Scan the entries below. List each line with "TypeScript".

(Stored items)
================

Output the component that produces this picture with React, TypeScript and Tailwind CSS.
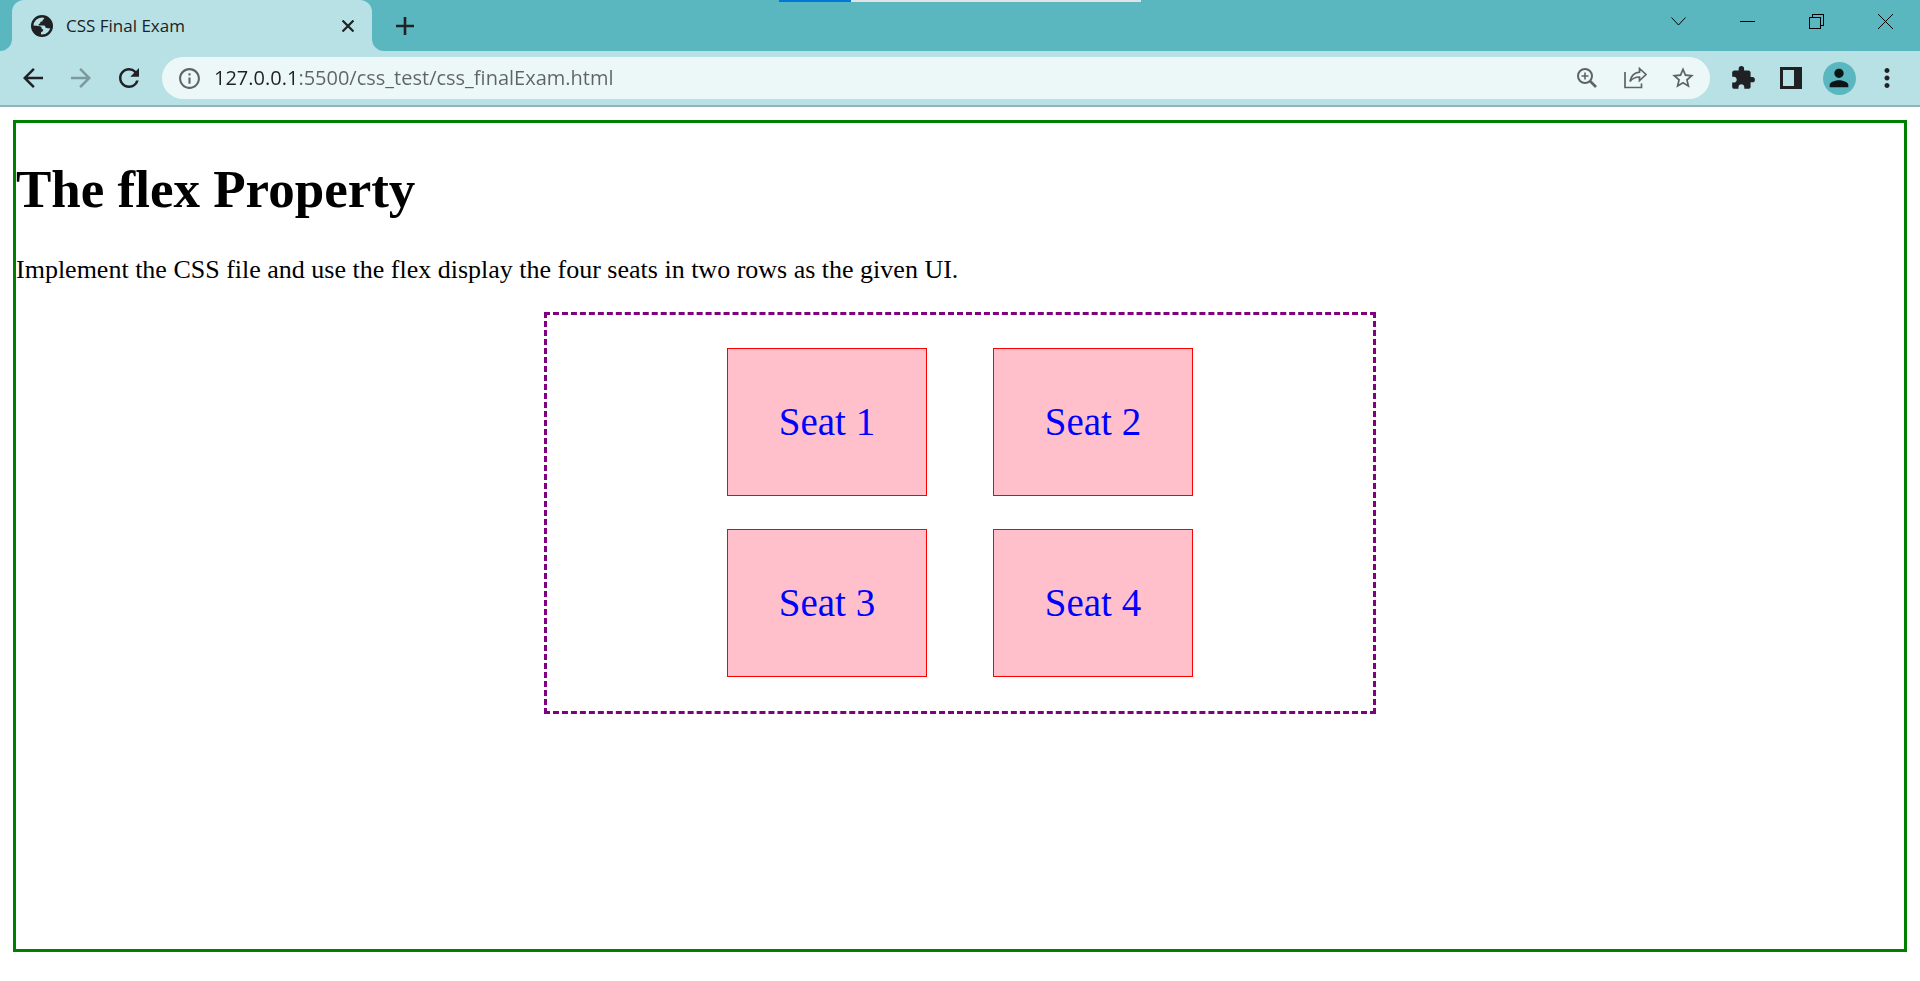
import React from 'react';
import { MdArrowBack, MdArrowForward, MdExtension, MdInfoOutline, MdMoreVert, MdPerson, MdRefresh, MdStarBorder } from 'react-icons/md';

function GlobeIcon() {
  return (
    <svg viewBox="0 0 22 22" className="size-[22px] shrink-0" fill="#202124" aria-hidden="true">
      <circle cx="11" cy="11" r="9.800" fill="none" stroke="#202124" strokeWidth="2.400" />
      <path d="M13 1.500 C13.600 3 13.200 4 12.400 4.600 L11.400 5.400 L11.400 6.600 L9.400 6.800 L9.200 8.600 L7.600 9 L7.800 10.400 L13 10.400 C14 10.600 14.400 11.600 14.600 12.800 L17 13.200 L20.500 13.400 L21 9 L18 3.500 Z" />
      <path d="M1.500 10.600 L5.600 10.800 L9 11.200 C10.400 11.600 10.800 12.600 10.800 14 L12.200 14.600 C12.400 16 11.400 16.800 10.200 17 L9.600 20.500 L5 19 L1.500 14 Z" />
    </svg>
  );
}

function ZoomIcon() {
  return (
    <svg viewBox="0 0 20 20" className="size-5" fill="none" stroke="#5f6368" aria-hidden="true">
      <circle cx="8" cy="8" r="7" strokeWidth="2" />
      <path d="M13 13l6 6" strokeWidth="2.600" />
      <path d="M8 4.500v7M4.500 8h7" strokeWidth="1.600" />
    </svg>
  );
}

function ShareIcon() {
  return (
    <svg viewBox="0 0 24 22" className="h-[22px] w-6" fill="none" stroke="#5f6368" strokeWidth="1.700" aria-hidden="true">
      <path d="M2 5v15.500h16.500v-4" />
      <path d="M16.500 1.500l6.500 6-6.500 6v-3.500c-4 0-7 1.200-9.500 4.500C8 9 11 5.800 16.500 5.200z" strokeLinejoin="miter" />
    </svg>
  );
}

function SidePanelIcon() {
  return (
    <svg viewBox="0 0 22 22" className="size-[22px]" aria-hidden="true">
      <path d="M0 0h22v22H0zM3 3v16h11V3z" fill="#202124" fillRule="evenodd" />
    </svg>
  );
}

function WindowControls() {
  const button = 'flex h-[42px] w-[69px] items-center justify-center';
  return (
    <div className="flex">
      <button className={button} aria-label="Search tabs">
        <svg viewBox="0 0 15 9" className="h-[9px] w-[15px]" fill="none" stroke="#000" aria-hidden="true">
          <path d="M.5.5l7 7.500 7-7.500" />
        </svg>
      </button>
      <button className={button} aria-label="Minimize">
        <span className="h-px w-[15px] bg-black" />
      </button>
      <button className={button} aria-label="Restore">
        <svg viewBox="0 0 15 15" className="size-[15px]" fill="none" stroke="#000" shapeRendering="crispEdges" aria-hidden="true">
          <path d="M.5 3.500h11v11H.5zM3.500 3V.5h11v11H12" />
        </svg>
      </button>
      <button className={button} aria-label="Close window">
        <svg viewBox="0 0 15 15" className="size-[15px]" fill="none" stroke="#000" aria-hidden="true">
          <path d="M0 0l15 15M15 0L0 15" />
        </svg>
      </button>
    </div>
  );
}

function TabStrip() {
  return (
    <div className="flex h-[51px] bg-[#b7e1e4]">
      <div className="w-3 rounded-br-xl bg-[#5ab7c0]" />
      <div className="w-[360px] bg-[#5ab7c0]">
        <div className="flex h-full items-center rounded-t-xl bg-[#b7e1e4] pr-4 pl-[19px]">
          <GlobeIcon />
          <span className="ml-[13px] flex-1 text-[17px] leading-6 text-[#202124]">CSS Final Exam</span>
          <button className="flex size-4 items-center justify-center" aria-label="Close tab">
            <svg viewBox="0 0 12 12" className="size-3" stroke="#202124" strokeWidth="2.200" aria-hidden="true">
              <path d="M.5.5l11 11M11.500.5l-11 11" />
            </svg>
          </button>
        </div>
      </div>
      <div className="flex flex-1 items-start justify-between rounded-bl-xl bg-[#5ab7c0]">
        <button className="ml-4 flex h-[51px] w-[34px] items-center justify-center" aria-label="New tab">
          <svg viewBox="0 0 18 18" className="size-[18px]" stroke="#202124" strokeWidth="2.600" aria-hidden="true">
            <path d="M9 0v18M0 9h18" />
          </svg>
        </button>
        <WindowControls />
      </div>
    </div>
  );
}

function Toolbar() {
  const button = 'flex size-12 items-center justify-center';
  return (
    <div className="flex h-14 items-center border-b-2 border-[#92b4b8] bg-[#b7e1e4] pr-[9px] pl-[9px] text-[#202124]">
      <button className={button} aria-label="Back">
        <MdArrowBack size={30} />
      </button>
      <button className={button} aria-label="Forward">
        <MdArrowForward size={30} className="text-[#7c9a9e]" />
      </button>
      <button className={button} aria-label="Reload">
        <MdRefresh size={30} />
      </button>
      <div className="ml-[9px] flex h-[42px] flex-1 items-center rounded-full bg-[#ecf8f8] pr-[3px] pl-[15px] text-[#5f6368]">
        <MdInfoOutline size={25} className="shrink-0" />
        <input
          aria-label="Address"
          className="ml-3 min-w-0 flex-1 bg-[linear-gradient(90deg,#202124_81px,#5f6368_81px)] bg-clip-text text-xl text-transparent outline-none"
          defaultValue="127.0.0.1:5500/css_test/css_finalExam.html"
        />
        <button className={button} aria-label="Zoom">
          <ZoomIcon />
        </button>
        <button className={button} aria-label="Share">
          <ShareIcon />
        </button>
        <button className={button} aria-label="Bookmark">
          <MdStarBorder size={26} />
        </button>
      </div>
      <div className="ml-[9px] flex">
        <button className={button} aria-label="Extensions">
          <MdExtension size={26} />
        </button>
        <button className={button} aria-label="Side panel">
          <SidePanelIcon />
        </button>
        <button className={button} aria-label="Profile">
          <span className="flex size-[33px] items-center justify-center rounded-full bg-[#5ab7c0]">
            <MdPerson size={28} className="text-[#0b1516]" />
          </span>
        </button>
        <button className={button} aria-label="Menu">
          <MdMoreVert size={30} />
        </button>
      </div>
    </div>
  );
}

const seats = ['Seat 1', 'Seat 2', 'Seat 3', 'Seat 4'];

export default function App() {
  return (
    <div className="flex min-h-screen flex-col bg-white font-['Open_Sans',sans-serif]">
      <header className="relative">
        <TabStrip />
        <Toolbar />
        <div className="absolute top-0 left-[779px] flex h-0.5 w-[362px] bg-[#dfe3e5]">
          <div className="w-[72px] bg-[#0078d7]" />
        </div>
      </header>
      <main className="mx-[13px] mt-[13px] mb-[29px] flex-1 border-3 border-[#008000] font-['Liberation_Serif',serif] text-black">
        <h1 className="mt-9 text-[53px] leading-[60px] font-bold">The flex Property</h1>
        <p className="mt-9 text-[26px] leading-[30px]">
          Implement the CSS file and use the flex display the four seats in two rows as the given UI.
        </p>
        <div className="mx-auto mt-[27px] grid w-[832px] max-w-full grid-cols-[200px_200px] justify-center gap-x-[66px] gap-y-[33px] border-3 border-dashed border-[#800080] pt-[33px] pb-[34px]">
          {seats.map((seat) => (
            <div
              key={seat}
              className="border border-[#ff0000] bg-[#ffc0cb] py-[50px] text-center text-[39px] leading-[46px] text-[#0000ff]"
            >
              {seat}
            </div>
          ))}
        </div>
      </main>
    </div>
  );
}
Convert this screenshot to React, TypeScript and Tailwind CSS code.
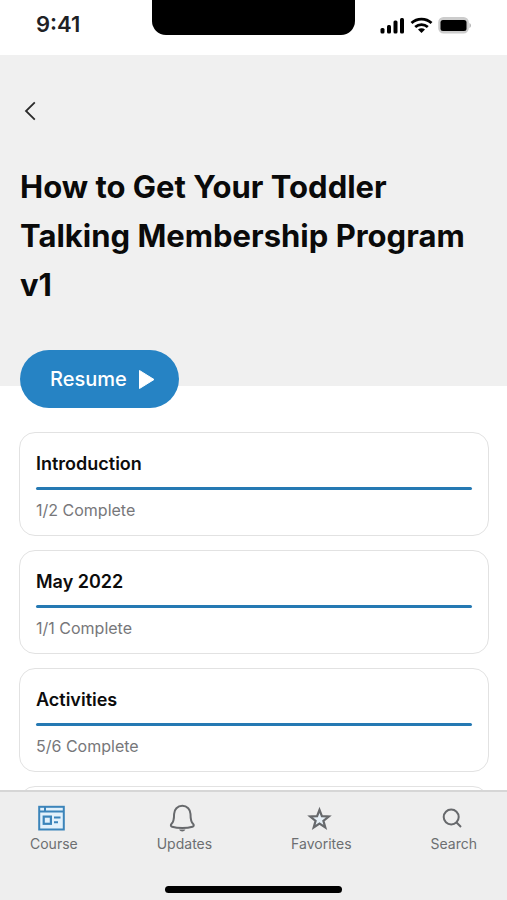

================

#### IN RESPONSE:
Output the component that produces this picture with React, TypeScript and Tailwind CSS.
Convert this screenshot to React, TypeScript and Tailwind CSS code.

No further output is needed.